──────── DATA ROWS

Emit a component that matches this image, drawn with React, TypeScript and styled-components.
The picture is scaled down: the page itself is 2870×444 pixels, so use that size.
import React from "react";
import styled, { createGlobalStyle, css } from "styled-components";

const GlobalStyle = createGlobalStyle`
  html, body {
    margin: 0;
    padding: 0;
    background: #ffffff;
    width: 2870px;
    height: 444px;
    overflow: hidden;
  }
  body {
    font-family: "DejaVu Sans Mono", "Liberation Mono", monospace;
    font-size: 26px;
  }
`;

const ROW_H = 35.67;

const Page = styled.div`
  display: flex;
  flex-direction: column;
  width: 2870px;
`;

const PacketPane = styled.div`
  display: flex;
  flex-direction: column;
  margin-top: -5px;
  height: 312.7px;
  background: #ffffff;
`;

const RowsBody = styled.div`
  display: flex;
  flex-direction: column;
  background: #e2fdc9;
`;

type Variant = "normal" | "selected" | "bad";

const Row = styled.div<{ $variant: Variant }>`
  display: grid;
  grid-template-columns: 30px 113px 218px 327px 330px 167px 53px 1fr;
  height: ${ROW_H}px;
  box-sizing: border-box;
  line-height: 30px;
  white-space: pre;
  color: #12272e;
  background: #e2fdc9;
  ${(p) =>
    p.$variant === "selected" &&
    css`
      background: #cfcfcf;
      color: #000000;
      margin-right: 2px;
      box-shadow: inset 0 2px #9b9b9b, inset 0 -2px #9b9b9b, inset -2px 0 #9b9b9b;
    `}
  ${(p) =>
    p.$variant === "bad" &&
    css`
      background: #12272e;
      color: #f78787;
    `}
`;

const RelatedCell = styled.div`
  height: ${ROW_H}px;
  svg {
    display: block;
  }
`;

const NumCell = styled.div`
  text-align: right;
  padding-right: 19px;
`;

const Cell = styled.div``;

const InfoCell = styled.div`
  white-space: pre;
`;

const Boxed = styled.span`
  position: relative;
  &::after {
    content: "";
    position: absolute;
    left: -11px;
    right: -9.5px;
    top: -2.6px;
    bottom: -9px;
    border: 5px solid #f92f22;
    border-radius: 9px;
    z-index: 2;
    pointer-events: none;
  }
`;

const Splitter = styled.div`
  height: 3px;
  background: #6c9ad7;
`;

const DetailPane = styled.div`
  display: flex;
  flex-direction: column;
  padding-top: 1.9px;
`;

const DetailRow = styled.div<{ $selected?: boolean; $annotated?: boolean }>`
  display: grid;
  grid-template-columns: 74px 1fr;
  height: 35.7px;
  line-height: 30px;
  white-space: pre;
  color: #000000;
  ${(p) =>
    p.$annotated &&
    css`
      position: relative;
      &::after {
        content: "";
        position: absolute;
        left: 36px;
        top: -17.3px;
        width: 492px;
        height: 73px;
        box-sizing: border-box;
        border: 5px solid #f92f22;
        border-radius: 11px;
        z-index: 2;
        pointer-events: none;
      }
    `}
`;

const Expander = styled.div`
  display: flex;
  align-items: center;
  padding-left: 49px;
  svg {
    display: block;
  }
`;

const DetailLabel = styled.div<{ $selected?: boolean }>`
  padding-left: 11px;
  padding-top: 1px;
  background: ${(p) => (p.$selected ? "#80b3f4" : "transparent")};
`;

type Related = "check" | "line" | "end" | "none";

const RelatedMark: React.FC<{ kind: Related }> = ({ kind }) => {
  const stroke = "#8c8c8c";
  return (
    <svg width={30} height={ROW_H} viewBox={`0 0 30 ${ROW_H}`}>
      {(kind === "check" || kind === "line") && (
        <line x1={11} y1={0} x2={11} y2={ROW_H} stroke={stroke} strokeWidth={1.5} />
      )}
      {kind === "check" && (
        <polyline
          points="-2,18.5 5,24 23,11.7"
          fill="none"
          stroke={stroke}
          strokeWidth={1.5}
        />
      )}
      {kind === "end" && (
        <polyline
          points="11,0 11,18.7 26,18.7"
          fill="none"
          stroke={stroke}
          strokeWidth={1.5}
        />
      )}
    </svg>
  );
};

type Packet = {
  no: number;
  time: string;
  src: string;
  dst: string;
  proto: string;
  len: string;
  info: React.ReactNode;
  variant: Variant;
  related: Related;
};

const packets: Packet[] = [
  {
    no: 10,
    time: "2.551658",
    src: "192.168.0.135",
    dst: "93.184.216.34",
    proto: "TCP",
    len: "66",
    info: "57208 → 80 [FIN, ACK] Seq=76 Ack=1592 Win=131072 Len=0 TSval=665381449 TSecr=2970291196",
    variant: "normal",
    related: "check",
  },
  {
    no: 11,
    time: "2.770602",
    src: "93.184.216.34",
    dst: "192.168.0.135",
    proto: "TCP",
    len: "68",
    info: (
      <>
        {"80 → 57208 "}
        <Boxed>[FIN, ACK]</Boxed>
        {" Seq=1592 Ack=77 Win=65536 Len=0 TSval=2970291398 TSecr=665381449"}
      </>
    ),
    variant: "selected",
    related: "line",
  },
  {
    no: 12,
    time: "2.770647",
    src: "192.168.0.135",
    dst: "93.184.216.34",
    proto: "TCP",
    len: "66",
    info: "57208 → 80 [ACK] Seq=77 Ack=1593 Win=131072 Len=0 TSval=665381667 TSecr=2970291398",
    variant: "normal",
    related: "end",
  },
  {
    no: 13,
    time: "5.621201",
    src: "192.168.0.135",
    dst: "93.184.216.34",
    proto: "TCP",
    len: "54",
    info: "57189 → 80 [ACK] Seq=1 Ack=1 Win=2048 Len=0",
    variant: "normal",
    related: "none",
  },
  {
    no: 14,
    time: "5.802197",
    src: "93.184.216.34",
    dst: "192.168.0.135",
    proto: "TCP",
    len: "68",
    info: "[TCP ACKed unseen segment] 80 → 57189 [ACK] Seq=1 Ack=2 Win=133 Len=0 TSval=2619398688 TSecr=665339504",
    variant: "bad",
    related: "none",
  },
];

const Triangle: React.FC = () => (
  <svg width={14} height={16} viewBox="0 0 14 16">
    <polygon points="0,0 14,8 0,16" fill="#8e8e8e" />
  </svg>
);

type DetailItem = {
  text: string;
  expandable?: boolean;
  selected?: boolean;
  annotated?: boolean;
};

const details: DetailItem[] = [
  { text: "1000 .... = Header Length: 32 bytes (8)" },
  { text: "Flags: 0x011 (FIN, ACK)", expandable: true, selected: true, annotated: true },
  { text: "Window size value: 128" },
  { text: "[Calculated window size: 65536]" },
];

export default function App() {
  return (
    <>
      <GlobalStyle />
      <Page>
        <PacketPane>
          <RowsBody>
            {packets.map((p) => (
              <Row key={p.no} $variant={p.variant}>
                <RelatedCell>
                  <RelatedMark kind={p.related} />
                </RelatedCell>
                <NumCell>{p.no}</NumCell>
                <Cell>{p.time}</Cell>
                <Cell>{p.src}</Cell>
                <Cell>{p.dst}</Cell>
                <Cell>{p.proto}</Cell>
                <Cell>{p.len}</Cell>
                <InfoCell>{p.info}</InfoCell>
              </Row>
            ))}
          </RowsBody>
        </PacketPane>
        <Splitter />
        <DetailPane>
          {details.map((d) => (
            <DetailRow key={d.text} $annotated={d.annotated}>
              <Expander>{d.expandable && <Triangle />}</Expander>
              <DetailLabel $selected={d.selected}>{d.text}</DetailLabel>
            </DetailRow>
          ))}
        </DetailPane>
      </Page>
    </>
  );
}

────────────────
──────── DATA ROWS

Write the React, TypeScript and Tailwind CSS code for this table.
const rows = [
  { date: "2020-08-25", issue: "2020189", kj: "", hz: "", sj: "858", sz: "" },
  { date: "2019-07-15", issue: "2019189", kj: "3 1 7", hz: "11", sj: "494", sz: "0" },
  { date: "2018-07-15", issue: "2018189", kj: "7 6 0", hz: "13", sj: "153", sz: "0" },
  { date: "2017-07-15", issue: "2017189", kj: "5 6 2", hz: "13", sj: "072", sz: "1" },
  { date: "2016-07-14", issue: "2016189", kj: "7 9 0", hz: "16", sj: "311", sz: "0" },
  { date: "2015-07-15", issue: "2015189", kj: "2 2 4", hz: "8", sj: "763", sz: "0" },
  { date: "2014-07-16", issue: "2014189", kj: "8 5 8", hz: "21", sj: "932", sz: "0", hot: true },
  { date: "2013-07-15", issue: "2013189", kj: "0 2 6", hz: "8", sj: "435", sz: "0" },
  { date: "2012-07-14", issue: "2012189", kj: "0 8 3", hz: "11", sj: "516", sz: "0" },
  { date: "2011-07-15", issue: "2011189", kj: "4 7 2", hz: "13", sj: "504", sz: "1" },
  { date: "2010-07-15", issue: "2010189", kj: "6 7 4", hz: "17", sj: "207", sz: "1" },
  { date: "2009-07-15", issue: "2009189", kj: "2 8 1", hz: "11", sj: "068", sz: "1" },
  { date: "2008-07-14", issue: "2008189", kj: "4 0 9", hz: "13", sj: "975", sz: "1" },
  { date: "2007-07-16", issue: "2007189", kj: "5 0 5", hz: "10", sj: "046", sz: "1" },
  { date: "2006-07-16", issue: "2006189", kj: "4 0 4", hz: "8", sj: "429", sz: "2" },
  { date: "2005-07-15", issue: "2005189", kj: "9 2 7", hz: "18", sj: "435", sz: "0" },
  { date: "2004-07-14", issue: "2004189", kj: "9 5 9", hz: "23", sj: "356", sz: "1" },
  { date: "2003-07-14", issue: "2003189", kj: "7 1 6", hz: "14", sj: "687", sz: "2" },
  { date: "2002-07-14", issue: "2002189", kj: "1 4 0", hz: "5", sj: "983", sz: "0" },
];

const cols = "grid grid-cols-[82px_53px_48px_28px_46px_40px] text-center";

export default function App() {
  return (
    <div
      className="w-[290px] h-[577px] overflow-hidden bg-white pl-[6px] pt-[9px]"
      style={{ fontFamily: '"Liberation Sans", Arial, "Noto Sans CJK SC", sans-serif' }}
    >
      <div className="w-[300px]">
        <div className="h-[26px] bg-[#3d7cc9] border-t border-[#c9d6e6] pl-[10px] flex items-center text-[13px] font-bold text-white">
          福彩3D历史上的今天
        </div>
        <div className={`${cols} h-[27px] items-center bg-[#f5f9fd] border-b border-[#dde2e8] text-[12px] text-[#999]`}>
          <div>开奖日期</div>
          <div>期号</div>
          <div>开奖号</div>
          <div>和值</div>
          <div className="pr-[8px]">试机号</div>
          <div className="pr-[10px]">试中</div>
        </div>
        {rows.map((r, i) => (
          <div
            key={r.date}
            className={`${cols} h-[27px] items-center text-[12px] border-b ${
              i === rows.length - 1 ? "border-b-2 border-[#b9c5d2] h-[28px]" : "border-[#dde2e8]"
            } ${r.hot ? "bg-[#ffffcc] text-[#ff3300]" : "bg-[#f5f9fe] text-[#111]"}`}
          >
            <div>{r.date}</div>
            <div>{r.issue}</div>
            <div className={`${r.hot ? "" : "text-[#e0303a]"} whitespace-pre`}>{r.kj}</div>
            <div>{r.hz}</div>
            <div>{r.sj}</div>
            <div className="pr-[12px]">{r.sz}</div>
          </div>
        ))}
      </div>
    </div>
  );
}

────────────────

▸ AIM OF THE TASK
State how many lines hold the word "that". The number is the whole answer.

▸ FINAL RESULT
2